» TASK DIRECTIONS: Gather up the lines that contain "with".
###
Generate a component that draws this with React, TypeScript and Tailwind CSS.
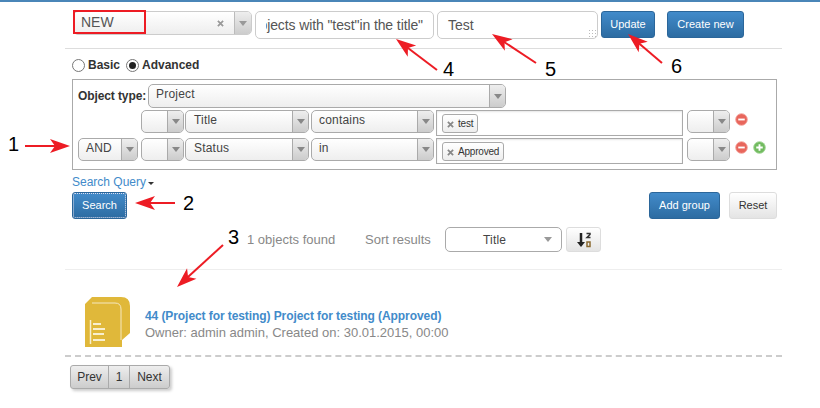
import type { ReactNode } from "react";

// down-pointing caret used by every select
function Caret({ color = "border-t-[#888]" }: { color?: string }) {
  return <span className={`block w-0 h-0 border-x-[4px] border-x-transparent border-t-[5px] ${color}`} />;
}

function Select({ className, label, h = "h-[23px]", pad = "pl-[7px]" }: { className: string; label?: string; h?: string; pad?: string }) {
  return (
    <div className={`flex flex-none rounded-[5px] border border-[#aaa] bg-gradient-to-b from-white to-[#eee] overflow-hidden ${h} ${className}`}>
      <span className={`flex-1 text-[12px] tracking-[0.2px] leading-[19px] text-[#444] truncate ${pad}`}>{label}</span>
      <span className="flex-none flex items-center justify-center w-[16px] border-l border-[#aaa] bg-gradient-to-b from-[#eee] to-[#ccc]">
        <Caret />
      </span>
    </div>
  );
}

function Tag({ label }: { label: string }) {
  return (
    <span className="inline-flex items-center h-[19px] mt-[2px] ml-[5px] pl-[4px] pr-[4px] gap-[4px] rounded-[3px] border border-[#aaa] bg-gradient-to-b from-white to-[#eee] text-[10px] tracking-[-0.2px] text-[#333]">
      <XMark className="w-[7px] h-[7px] mt-[2px] text-[#888]" />
      {label}
    </span>
  );
}

function XMark({ className }: { className: string }) {
  return (
    <svg viewBox="0 0 8 8" className={className}>
      <path d="M1 1l6 6M7 1L1 7" stroke="currentColor" strokeWidth="2" />
    </svg>
  );
}

function RoundIcon({ plus, className }: { plus?: boolean; className?: string }) {
  return (
    <svg viewBox="0 0 14 14" className={`w-[13px] h-[13px] flex-none ${className ?? ""}`}>
      <circle cx="7" cy="7" r="6.3" fill={plus ? "#72bb60" : "#e8665c"} stroke={plus ? "#a5d799" : "#f4aaa3"} />
      <path d={plus ? "M3.5 7h7M7 3.5v7" : "M3.5 7h7"} stroke="white" strokeWidth="2" />
    </svg>
  );
}

function BlueButton({ className, children }: { className: string; children: ReactNode }) {
  return (
    <button className={`flex-none rounded-[3px] border border-[#2b669a] bg-gradient-to-b from-[#428bca] to-[#2d6ca2] text-white text-[11px] ${className}`}>
      {children}
    </button>
  );
}

function Radio({ checked }: { checked?: boolean }) {
  return (
    <span className="flex-none flex items-center justify-center w-[13px] h-[13px] rounded-full border border-[#777] bg-white">
      {checked && <span className="w-[7px] h-[7px] rounded-full bg-[#222]" />}
    </span>
  );
}

// red annotation arrow drawn from tail to tip
function Arrow({ x1, y1, x2, y2 }: { x1: number; y1: number; x2: number; y2: number }) {
  const len = Math.hypot(x2 - x1, y2 - y1);
  const ux = (x2 - x1) / len;
  const uy = (y2 - y1) / len;
  const at = (back: number, side: number) => `${x2 - ux * back - uy * side},${y2 - uy * back + ux * side}`;
  return (
    <g>
      <line x1={x1} y1={y1} x2={x2 - ux * 10} y2={y2 - uy * 10} stroke="#ed1c24" strokeWidth="2" />
      <polygon points={`${x2},${y2} ${at(20, 7)} ${at(15, 0)} ${at(20, -7)}`} fill="#ed1c24" />
    </g>
  );
}

function Note({ className, children }: { className: string; children: ReactNode }) {
  return <span className={`absolute text-[20px] leading-[20px] text-black ${className}`}>{children}</span>;
}

export default function App() {
  return (
    <div className="relative w-[820px] h-[408px] overflow-hidden bg-white font-['Liberation_Sans',Arial,sans-serif]">
      <div className="h-[2px] bg-[#4a86b8]" />

      <div className="w-[717px] ml-[65px]">
        {/* Saved search row */}
        <div className="flex pt-[9px] pl-[8px] h-[45px]">
          <div className="flex flex-none w-[179px] h-[24px] rounded-[5px] border border-[#ccc] bg-gradient-to-b from-white to-[#eee] overflow-hidden">
            <span className="flex-1 pl-[7px] text-[14px] leading-[20px] text-[#555]">NEW</span>
            <XMark className="w-[7px] h-[7px] mt-[8px] mr-[10px] text-[#999]" />
            <span className="flex-none flex items-center justify-center w-[17px] border-l border-[#bbb] bg-gradient-to-b from-[#eee] to-[#ccc]">
              <Caret color="border-t-[#999]" />
            </span>
          </div>
          <div className="flex-none w-[179px] h-[28px] ml-[3px] rounded-[5px] border border-[#ccc] text-[14px] tracking-[-0.1px] leading-[26px] text-[#555] pl-[10px]">
            <div className="flex justify-end w-[157px] overflow-hidden whitespace-nowrap">
              <span className="flex-none">Objects with "test"in the title"</span>
            </div>
          </div>
          <div className="relative flex-none w-[161px] h-[28px] ml-[3px] rounded-[5px] border border-[#ccc] pl-[10px] text-[14px] leading-[26px] text-[#555]">
            Test
            <span className="absolute right-[1px] bottom-[1px] w-[8px] h-[8px] bg-[radial-gradient(#bbb_1px,transparent_1px)] bg-[length:3px_3px]" />
          </div>
          <BlueButton className="w-[54px] h-[27px] ml-[3px] from-[#3a7cb5] to-[#2a6399]">Update</BlueButton>
          <BlueButton className="w-[77px] h-[27px] ml-[12px]">Create new</BlueButton>
        </div>

        <div className="h-px mt-[1px] bg-[#ddd]" />

        {/* Mode switch */}
        <div className="flex items-center h-[16px] mt-[8px] ml-[7px] text-[12px] font-bold text-[#333]">
          <Radio />
          <span className="ml-[3px] w-[38px]">Basic</span>
          <Radio checked />
          <span className="ml-[3px]">Advanced</span>
        </div>

        {/* Query builder */}
        <div className="w-[705px] h-[91px] mt-[6px] ml-[7px] border border-[#aaa] pl-[5px] pt-[4px]">
          <div className="flex items-center">
            <span className="w-[70px] text-[12px] font-bold tracking-[-0.1px] text-[#333]">Object type:</span>
            <Select className="w-[358px]" h="h-[24px]" label="Project" />
          </div>
          <div className="flex items-start h-[28px] mt-[2px] pl-[63px] gap-[1px]">
            <Select className="w-[43px]" />
            <Select className="w-[124px]" pad="pl-[8px]" label="Title" />
            <Select className="w-[123px] ml-[1px]" label="contains" />
            <div className="flex-none w-[247px] h-[26px] ml-[1px] border border-[#aaa] bg-white shadow-[inset_0_1px_2px_rgba(0,0,0,0.1)]"><Tag label="test" /></div>
            <Select className="w-[43px] ml-[3px]" />
            <RoundIcon className="ml-[4px] mt-[3px]" />
          </div>
          <div className="flex items-start h-[28px] gap-[1px]">
            <Select className="w-[60px]" label="AND" />
            <Select className="w-[43px] ml-[2px]" />
            <Select className="w-[124px]" pad="pl-[8px]" label="Status" />
            <Select className="w-[123px] ml-[1px]" label="in" />
            <div className="flex-none w-[247px] h-[26px] ml-[1px] border border-[#aaa] bg-white shadow-[inset_0_1px_2px_rgba(0,0,0,0.1)]"><Tag label="Approved" /></div>
            <Select className="w-[43px] ml-[3px]" />
            <RoundIcon className="ml-[4px] mt-[3px]" />
            <RoundIcon plus className="ml-[4px] mt-[3px]" />
          </div>
        </div>

        {/* Actions */}
        <div className="flex items-center h-[14px] mt-[5px] ml-[7px] text-[12px] text-[#428bca]">
          Search Query
          <span className="ml-[2px] mt-[2px] w-0 h-0 border-x-[3px] border-x-transparent border-t-[3px] border-t-[#333]" />
        </div>
        <div className="flex items-start h-[27px] mt-[3px] ml-[7px]">
          <BlueButton className="w-[55px] h-[27px] outline-1 outline-dotted -outline-offset-2 outline-[#dde]">Search</BlueButton>
          <BlueButton className="w-[71px] h-[27px] ml-[522px]">Add group</BlueButton>
          <button className="flex-none w-[48px] h-[27px] ml-[9px] rounded-[3px] border border-[#ddd] bg-gradient-to-b from-white to-[#e4e4e4] text-[11px] text-[#333]">Reset</button>
        </div>

        {/* Result summary */}
        <div className="flex items-center h-[25px] mt-[8px] pl-[182px] text-[13px] text-[#888]">
          <span className="w-[118px]">1 objects found</span>
          <span className="w-[80px]">Sort results</span>
          <div className="flex-none flex items-center w-[117px] h-[25px] rounded-[5px] border border-[#aaa] bg-white pl-[37px] pr-[9px] text-[12px] tracking-[0.2px] text-[#444]">
            <span className="flex-1">Title</span>
            <Caret color="border-t-[#999]" />
          </div>
          <button className="flex-none flex items-center justify-center w-[35px] h-[25px] ml-[4px] rounded-[3px] border border-[#ddd] bg-gradient-to-b from-white to-[#e4e4e4]">
            <svg viewBox="0 0 16 16" className="w-[16px] h-[16px]">
              <path d="M5 1v10" stroke="#222" strokeWidth="2.5" />
              <path d="M1 10h8L5 15z" fill="#222" />
              <path d="M10.5 1.5h3.5v1L11 5.5h3.5" fill="none" stroke="#333" strokeWidth="1.5" />
              <rect x="11" y="10" width="3" height="4.5" fill="none" stroke="#8a6a30" strokeWidth="1.5" />
            </svg>
          </button>
        </div>

        <div className="h-px mt-[17px] bg-[#eee]" />

        {/* Result */}
        <div className="flex h-[87px] border-b-2 border-dashed border-[#ccc]">
          <svg viewBox="0 0 45 50" className="flex-none w-[45px] h-[50px] mt-[27px] ml-[20px]">
            <path d="M0 50V7L7 0H36Q45 0 45 9V36L37 43V50Z" fill="#e0b83a" />
            <path d="M7 6H30Q36 6 36 12V43" fill="none" stroke="#f5e8bf" strokeWidth="1" />
            <path d="M5.5 23V47" stroke="#f8efcf" strokeWidth="1.5" />
            <path d="M8 27h8M8 32h12M8 37h11M8 43h12" stroke="#f8efcf" strokeWidth="2" />
          </svg>
          <div className="mt-[38px] ml-[15px] text-[12px] leading-[17px]">
            <div className="font-bold tracking-[-0.08px] text-[#428bca]">44 (Project for testing) Project for testing (Approved)</div>
            <div className="-mt-[1px] text-[13px] text-[#888]">Owner: admin admin, Created on: 30.01.2015, 00:00</div>
          </div>
        </div>

        {/* Pager */}
        <div className="flex w-[100px] h-[24px] mt-[8px] ml-[5px] rounded-[3px] border border-[#aaa] bg-gradient-to-b from-[#eee] to-[#ccc] shadow-[2px_2px_3px_rgba(0,0,0,0.2)] text-[12px] leading-[22px] text-[#333]">
          <span className="w-[38px] text-center border-r border-[#aaa]">Prev</span>
          <span className="w-[21px] text-center border-r border-[#aaa]">1</span>
          <span className="flex-1 text-center">Next</span>
        </div>
      </div>

      {/* Annotations lying over the screenshot */}
      <span className="absolute left-[73px] top-[10px] w-[73px] h-[24px] border-2 border-[#ed1c24]" />
      <svg viewBox="0 0 820 408" className="absolute inset-0 w-[820px] h-[408px] pointer-events-none">
        <Arrow x1={25} y1={146} x2={70} y2={146} />
        <Arrow x1={175} y1={203} x2={135} y2={203} />
        <Arrow x1={223} y1={245} x2={177} y2={287} />
        <Arrow x1={437} y1={70} x2={396} y2={39} />
        <Arrow x1={536} y1={63} x2={492} y2={34} />
        <Arrow x1={662} y1={63} x2={628} y2={34} />
      </svg>
      <Note className="left-[8px] top-[134px]">1</Note>
      <Note className="left-[183px] top-[193px]">2</Note>
      <Note className="left-[228px] top-[227px]">3</Note>
      <Note className="left-[443px] top-[59px]">4</Note>
      <Note className="left-[545px] top-[59px]">5</Note>
      <Note className="left-[671px] top-[56px]">6</Note>
    </div>
  );
}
###
» EXERCISE OUTPUT:
Generate a component that draws this with React, TypeScript and Tailwind CSS.
              <span className="flex-none">Objects with "test"in the title"</span>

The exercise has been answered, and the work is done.